## START

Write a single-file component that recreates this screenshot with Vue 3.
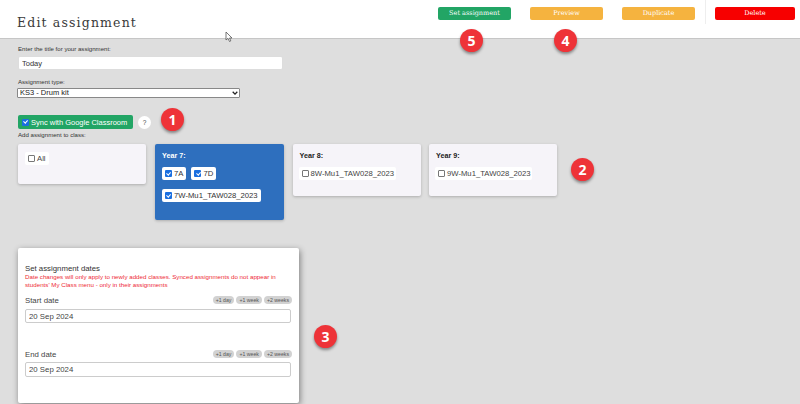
<script setup>
const badges = [
  { n: 1, cls: 'b1' }, { n: 2, cls: 'b2' }, { n: 3, cls: 'b3' }, { n: 4, cls: 'b4' }, { n: 5, cls: 'b5' }
]
const dates = [
  { label: 'Start date', cls: 'first', chips: ['+1 day', '+1 week', '+2 weeks'] },
  { label: 'End date', cls: 'second', chips: ['+1 day', '+1 week', '+2 weeks'] }
]
</script>

<template>
  <div class="page">
    <header class="top">
      <h1>Edit assignment</h1>
      <div class="actions">
        <button class="btn green">Set assignment</button>
        <button class="btn amber">Preview</button>
        <button class="btn amber">Duplicate</button>
        <span class="divider"></span>
        <button class="btn red">Delete</button>
      </div>
    </header>

    <main class="body">
      <label class="lab">Enter the title for your assignment:</label>
      <input class="title" value="Today" />
      <label class="lab type">Assignment type:</label>
      <div class="selwrap">
        <select class="sel"><option>KS3 - Drum kit</option></select>
        <svg class="chev" width="6" height="4" viewBox="0 0 6 4"><path d="M.7.8 3 3.100 5.300.8" fill="none" stroke="#222" stroke-width="1.300"/></svg>
      </div>

      <div class="syncrow">
        <label class="sync"><input type="checkbox" checked /><span>Sync with Google Classroom</span></label>
        <span class="help">?</span>
      </div>
      <div class="lab add">Add assignment to class:</div>

      <div class="cards">
        <section class="card all">
          <label class="chk"><input type="checkbox" />All</label>
        </section>
        <section class="card blue">
          <h3>Year 7:</h3>
          <div class="row">
            <label class="chk"><input type="checkbox" checked />7A</label>
            <label class="chk"><input type="checkbox" checked />7D</label>
          </div>
          <div class="row">
            <label class="chk"><input type="checkbox" checked />7W-Mu1_TAW028_2023</label>
          </div>
        </section>
        <section class="card y8">
          <h3>Year 8:</h3>
          <label class="chk tight"><input type="checkbox" />8W-Mu1_TAW028_2023</label>
        </section>
        <section class="card y8">
          <h3>Year 9:</h3>
          <label class="chk tight"><input type="checkbox" />9W-Mu1_TAW028_2023</label>
        </section>
      </div>

      <section class="dates">
        <div class="dtitle">Set assignment dates</div>
        <p class="warn">Date changes will only apply to newly added classes. Synced assignments do not appear in students' My Class menu - only in their assignments</p>
        <div v-for="d in dates" :key="d.label" class="dfield" :class="d.cls">
          <div class="dhead">
            <span>{{ d.label }}</span>
            <span class="chips"><i v-for="c in d.chips" :key="c">{{ c }}</i></span>
          </div>
          <input class="dinput" value="20 Sep 2024" />
        </div>
      </section>
    </main>

    <svg class="cursor" width="8" height="12" viewBox="0 0 8 12"><path d="M1 1v8l2-1.700L4.500 10.500l1.300-.6L4.500 7H7z" fill="#fff" stroke="#555" stroke-width=".8"/></svg>
    <span v-for="b in badges" :key="b.n" class="badge" :class="b.cls">{{ b.n }}</span>
  </div>
</template>

<style>
html, body { margin: 0; background: #dedede; }
</style>

<style scoped>
.page { position: relative; width: 800px; height: 404px; overflow: hidden; background: #dedede; font-family: "Liberation Sans", Arial, sans-serif; color: #222; }
.top { height: 38px; background: #fff; border-bottom: 1px solid #c6c6c6; display: flex; justify-content: space-between; }
h1 { margin: 15px 0 0 17px; font: 400 12.500px/15px "DejaVu Serif", serif; letter-spacing: 1.150px; color: #3a3a3a; }
.actions { display: flex; align-items: flex-start; padding: 7px 5px 0 0; }
.btn { width: 73px; height: 13px; padding: 0; border: 0; border-radius: 2px; color: #fff; font: 400 6.500px/13px "DejaVu Serif", serif; margin-right: 19px; }
.green { background: #22a565; }
.amber { background: #f5b33f; }
.red { background: #f70000; width: 80px; margin: 0; }
.divider { width: 1px; height: 24px; margin: -7px 9px 0 -9px; background: #eee; }
.body { padding: 6px 0 0 18px; }
.lab { display: block; font-size: 6.100px; line-height: 8px; color: #333; }
.title { display: block; box-sizing: border-box; width: 265px; height: 14px; margin: 3px 0 0; padding: 0 3px; border: 1px solid #ddd; border-radius: 2px; background: #fff; font: 7.500px "Liberation Sans", sans-serif; color: #333; outline: 0; }
.type { margin-top: 8px; }
.selwrap { position: relative; width: 223px; height: 10px; margin: 2px 0 0 -1px; }
.sel { display: block; appearance: none; width: 100%; height: 100%; box-sizing: border-box; margin: 0; padding: 0 0 0 2px; border: 1px solid #888; border-radius: 1px; background: #fff; font: 7.500px/8px "Liberation Sans", sans-serif; color: #222; }
.chev { position: absolute; right: 2px; top: 3px; pointer-events: none; }
.syncrow { display: flex; align-items: center; margin-top: 17px; height: 14px; }
.sync { display: flex; align-items: center; width: 115px; height: 14px; box-sizing: border-box; padding-left: 4px; border-radius: 2px; background: #22a565; color: #fff; font-size: 7.500px; white-space: nowrap; }
.sync input { margin: 0 2px 0 0; }
.help { width: 13px; height: 13px; margin-left: 5px; border-radius: 50%; background: #fff; font-size: 6.500px; line-height: 13px; text-align: center; color: #444; }
.add { margin-top: 2px; }
.cards { display: flex; align-items: flex-start; gap: 8.500px; margin-top: 5px; }
.card { box-sizing: border-box; width: 128px; border-radius: 2px; background: #f6f4f9; box-shadow: 0 1px 3px rgba(0,0,0,.22); padding: 7px; font-size: 7.500px; color: #444; }
.all { height: 40px; padding: 8px 7px; }
.blue { height: 76px; width: 129.500px; background: #2e6fbe; padding: 7px 7.500px; }
.y8 { height: 52px; }
h3 { margin: 0 0 5px; font-size: 7.200px; line-height: 9px; font-weight: 700; color: #222; }
.blue h3 { color: #fff; margin-bottom: 7px; }
.row { display: flex; gap: 5px; margin-bottom: 9px; }
.chk { display: inline-flex; align-items: center; height: 13px; padding: 0 3px; border-radius: 2px; background: #fff; font-size: 7.700px; color: #444; white-space: nowrap; }
.blue .chk { color: #333; }
input[type="checkbox"] { appearance: none; position: relative; flex: none; box-sizing: border-box; width: 7px; height: 7px; margin: 0 2px 0 0; border: 1px solid #777; border-radius: 1px; background: #fff; }
input[type="checkbox"]:checked { border: 0; background: #1a6fe0; }
input[type="checkbox"]:checked::after { content: ""; position: absolute; left: 2.400px; top: .8px; width: 1.500px; height: 3.400px; border: solid #fff; border-width: 0 1px 1px 0; transform: rotate(42deg); }
.tight { width: 97px; box-sizing: border-box; margin: 2px 0 0 -1px; }
.dates { box-sizing: border-box; width: 281px; height: 155px; margin-top: 28px; padding: 16px 7px 0 7px; background: #fff; border-radius: 2px; box-shadow: 1px 2px 6px rgba(0,0,0,.45); }
.dtitle { font-size: 7.800px; line-height: 9px; color: #333; }
.warn { margin: 0; height: 15px; font-size: 6.200px; line-height: 7.500px; color: #ee2a35; }
.first { margin-top: 7px; height: 54px; }
.dhead { display: flex; justify-content: space-between; align-items: center; height: 10px; font-size: 7.800px; color: #444; }
.chips { display: flex; gap: 2px; }
.chips i { padding: 0 3px; height: 8px; border-radius: 4px; background: #d2d2d2; font: 400 5.200px/8px "Liberation Sans", sans-serif; color: #555; }
.dinput { display: block; box-sizing: border-box; width: 266px; height: 14px; margin-top: 4px; padding: 0 3px; border: 1px solid #ccc; border-radius: 2px; font: 7.800px "Liberation Sans", sans-serif; color: #444; background: #fff; outline: 0; }
.second .dinput { height: 15px; margin-top: 3px; }
.cursor { position: absolute; left: 225px; top: 31px; }
.badge { position: absolute; width: 23px; height: 23px; border-radius: 50%; background: #ee3338; color: #fff; font: 700 14px/23px "Open Sans", sans-serif; text-align: center; box-shadow: 0 2px 3px rgba(0,0,0,.4); }
.b1 { left: 161px; top: 108px; }
.b2 { left: 571px; top: 158px; }
.b3 { left: 314px; top: 325px; }
.b4 { left: 554px; top: 29px; }
.b5 { left: 460px; top: 29px; }
</style>
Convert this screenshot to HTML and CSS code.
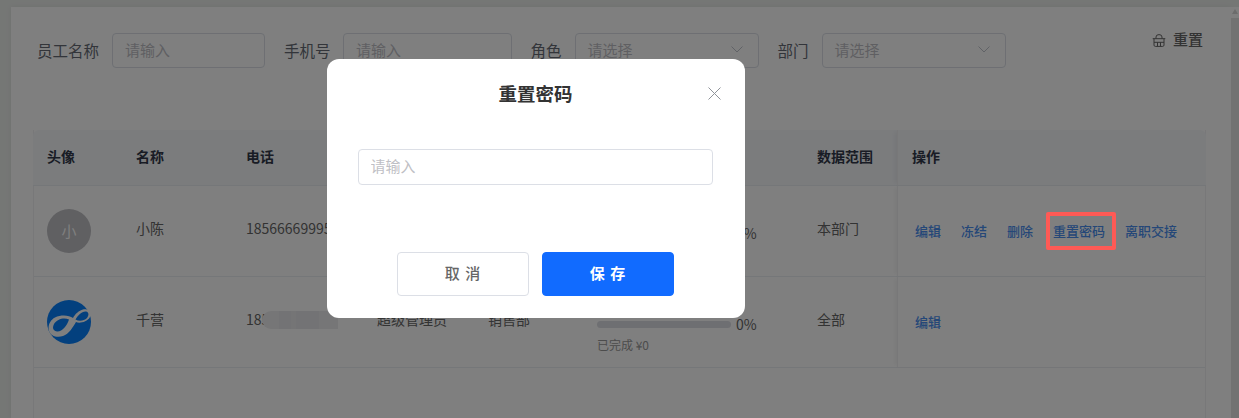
FILE: index.html
```html
<!DOCTYPE html>
<html lang="zh-CN">
<head>
<meta charset="utf-8">
<title>员工管理</title>
<link rel="stylesheet" href="styles.css">
</head>
<body>
<div class="app">
  <main class="panel">
    <form class="filters">
      <label class="label l-name">员工名称</label>
      <input class="field f-name" placeholder="请输入">
      <label class="label l-next">手机号</label>
      <input class="field f-phone" placeholder="请输入">
      <label class="label l-next">角色</label>
      <div class="field select f-role"><span>请选择</span><svg class="chev" viewBox="0 0 12 7"><path d="M.5.5 6 6l5.500-5.500"/></svg></div>
      <label class="label l-next">部门</label>
      <div class="field select f-dept"><span>请选择</span><svg class="chev" viewBox="0 0 12 7"><path d="M.5.5 6 6l5.500-5.500"/></svg></div>
      <button type="button" class="reset">
        <svg viewBox="0 0 14 13"><path d="M.7 4.700h12.600M2 4.700v6.400c0 .8.500 1.300 1.300 1.300h7.400c.8 0 1.300-.5 1.300-1.300V4.700M4 4.700V3a3 2.400 0 0 1 6 0v1.700M2 8.300h10M5.500 8.300v4M8.500 8.300v4"/></svg>
        <span>重置</span>
      </button>
    </form>
    <section class="table">
      <div class="row head">
        <div>头像</div><div>名称</div><div>电话</div><div>角色</div><div>部门</div><div>业绩</div><div>数据范围</div><div class="ops">操作</div>
      </div>
      <div class="row">
        <div class="cell-media"><span class="avatar">小</span></div>
        <div>小陈</div>
        <div>18566669995</div>
        <div>销售</div>
        <div>销售部</div>
        <div class="progress"><div class="bar-line"><i class="bar"></i><span>0%</span></div><small>已完成 ¥0</small></div>
        <div>本部门</div>
        <div class="ops links"><a>编辑</a><a>冻结</a><a>删除</a><a>重置密码</a><a>离职交接</a></div>
      </div>
      <div class="row">
        <div class="cell-media">
          <svg class="logo" viewBox="0 0 44 44">
            <circle cx="22" cy="22" r="22" fill="#0680fc"/>
            <path fill="#fff" fill-rule="evenodd" d="M26 18C22 15 14 14.500 8 17.500 3 20 .5 26 2 31c1.500 5 8 7 14 5 6-2 10-9 13-14 3 1.500 11 .5 14-5 2-5-2-8.500-7-7.500-4 1-8 4.500-10 8.500ZM22 19.500C17 17 10 19 7 24c-2 4-1 7 3 7.500 5 .5 10-5.500 12-12ZM28.500 19.500C31 15 35 11 39 11.500c3 .5 3 3.500 1 6.500-3 3-8 3.500-11.500 1.500Z"/>
          </svg>
        </div>
        <div>千营</div>
        <div class="phone">18566669995<i class="blur"></i></div>
        <div>超级管理员</div>
        <div>销售部</div>
        <div class="progress"><div class="bar-line"><i class="bar"></i><span>0%</span></div><small>已完成 ¥0</small></div>
        <div>全部</div>
        <div class="ops links"><a>编辑</a></div>
      </div>
    </section>
  </main>
  <aside class="scrollbar"><i class="arrow"></i><i class="thumb"></i></aside>
</div>
<div class="mask"></div>
<div class="dialog">
  <h2>重置密码</h2>
  <svg class="close" viewBox="0 0 13 13"><path d="M.5.500l12 12M12.500.500l-12 12"/></svg>
  <input class="dialog-input" placeholder="请输入">
  <div class="dialog-actions">
    <button type="button" class="btn">取 消</button>
    <button type="button" class="btn primary">保 存</button>
  </div>
</div>
<div class="callout"></div>
</body>
</html>
```

FILE: styles.css
```css
* { box-sizing: border-box; }
html, body { margin: 0; height: 100%; }
body {
  overflow: hidden;
  background: #ebeeeb;
  color: #666;
  font: 14px/20px "Noto Sans CJK SC", "Noto Sans", sans-serif;
}
.app { display: flex; height: 418px; }

.panel {
  flex: 1;
  display: flex;
  flex-direction: column;
  margin: 7px 0 0 11px;
  padding: 26px 25px 0 22px;
  background: #fff;
  box-shadow: 0 0 6px rgba(0, 0, 0, .06);
}
.filters { display: flex; align-items: center; height: 35px; flex: none; }
.label { font-size: 15.500px; color: #666b75; white-space: nowrap; padding-bottom: 2px; }
.l-name { margin-left: 4px; }
.l-next { margin-left: 19px; }
.field {
  height: 35px;
  margin-left: 13px;
  border: 1px solid #dcdfe6;
  border-radius: 4px;
  padding: 0 12px 2px;
  background: #fff;
  font: inherit;
  font-size: 15px;
  color: #bfbfc5;
  outline: none;
}
.field::placeholder { color: #bfbfc5; opacity: 1; }
.f-name { width: 153px; }
.f-phone { width: 168.500px; margin-left: 12.500px; }
.f-role { width: 184px; }
.f-dept { width: 184px; }
.select { display: flex; align-items: center; justify-content: space-between; padding-right: 15px; }
.chev { width: 12px; height: 7px; fill: none; stroke: #c0c4cc; }
.reset {
  display: flex;
  align-items: center;
  gap: 7px;
  align-self: flex-start;
  margin: -4px 3px 0 auto;
  padding: 0;
  height: 20px;
  border: 0;
  background: none;
  font: inherit;
  font-size: 15px;
  font-weight: 500;
  color: #666;
}
.reset svg { width: 14px; height: 13px; fill: none; stroke: #666; stroke-width: 1; margin-top: 2px; }

.table {
  flex: 1;
  display: flex;
  flex-direction: column;
  margin-top: 62px;
  border-left: 1px solid #f0f1f3;
  border-right: 1px solid #f0f1f3;
}
.row {
  display: grid;
  grid-template-columns: 88px 110px 131px 111px 109px 220px 94px 1fr;
  height: 91px;
  border-bottom: 1px solid #ebeef2;
}
.row > div {
  display: flex;
  align-items: center;
  min-width: 0;
  padding: 0 0 6px 14px;
  white-space: nowrap;
}
.row > .cell-media { padding: 0 0 0 13px; }
.head {
  height: 56px;
  margin: 0 -1px;
  grid-template-columns: 89px 110px 131px 111px 109px 220px 94px 1fr;
  background: #f6f8fb;
  border-radius: 6px 6px 0 0;
  font-weight: 700;
  color: #33384a;
}
.head.row > div { padding-bottom: 4px; }
.row > .ops {
  box-shadow: -4px 0 4px -2px rgba(0, 0, 0, .05);
  border-left: 1px solid #f0f1f3;
}
.avatar {
  display: flex;
  align-items: center;
  justify-content: center;
  width: 44px;
  height: 44px;
  border-radius: 50%;
  background: #c0c0c4;
  color: #fff;
  font-size: 15px;
}
.logo { width: 44px; height: 44px; }
.row > .phone { position: relative; }
.blur {
  position: absolute;
  left: 30px;
  top: 34px;
  width: 76px;
  height: 18px;
  border-radius: 9px 9px 0 9px;
  background: linear-gradient(90deg, #ececee 0 22%, #e6e6ea 22% 38%, #eaeaec 38% 45%, #e6e6ea 45% 75%, #ededee 75%);
}
.row > .progress { display: block; padding: 43px 0 0 14px; }
.bar-line { display: flex; align-items: center; gap: 5px; height: 8px; }
.bar { width: 134px; height: 7px; border-radius: 4px; background: #dddee4; }
.progress small { display: block; margin-top: 9px; font-size: 12px; line-height: 16px; color: #999; }
.row > .links { gap: 20px; padding: 0 0 0 17px; color: #4a8ff0; font-size: 13px; font-weight: 500; }

.scrollbar { position: relative; flex: none; width: 8px; margin-top: 7px; background: #fff; }
.thumb { position: absolute; left: 0; right: 0; top: 11px; bottom: 0; background: #e5e5e5; }
.arrow { position: absolute; left: 1px; top: 2px; border: 3px solid transparent; border-bottom: 5px solid #d8d8d8; border-top: 0; }

.mask { position: fixed; inset: 0; background: rgba(0, 0, 0, .5); }
.dialog {
  position: fixed;
  left: 327px;
  top: 59px;
  width: 418px;
  height: 259px;
  padding: 19px 32px 0 31px;
  background: #fff;
  border-radius: 12px;
  display: flex;
  flex-direction: column;
}
.dialog h2 { margin: 0; height: 30px; font-size: 18.500px; line-height: 30px; text-align: center; color: #333; font-weight: 700; }
.close { position: absolute; left: 381px; top: 28px; width: 13px; height: 13px; fill: none; stroke: #8f9399; }
.dialog-input {
  margin-top: 41px;
  height: 36px;
  border: 1px solid #dcdfe6;
  border-radius: 4px;
  padding: 0 12px 3px 11.500px;
  font: inherit;
  font-size: 15px;
  outline: none;
}
.dialog-input::placeholder { color: #bfbfc5; opacity: 1; }
.dialog-actions { display: flex; justify-content: center; gap: 13px; margin-top: 67px; }
.btn {
  width: 132px;
  height: 44px;
  padding: 0 0 3px;
  border: 1px solid #dcdfe6;
  border-radius: 4px;
  background: #fff;
  color: #666;
  font: inherit;
  font-size: 15px;
  font-weight: 500;
  letter-spacing: 1px;
}
.primary { background: #116bff; border-color: #116bff; color: #fff; font-weight: 700; }
.callout {
  position: fixed;
  left: 1046px;
  top: 212px;
  width: 70px;
  height: 38px;
  border: 4px solid #ff5a55;
  border-radius: 2px;
}
```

## END

**Stated task:** Sift the material for lines with the string "this". Copy each one found.

**Completed task:**
Write a single-file component that recreates this screenshot with Vue 3.
Convert this screenshot to HTML and CSS code.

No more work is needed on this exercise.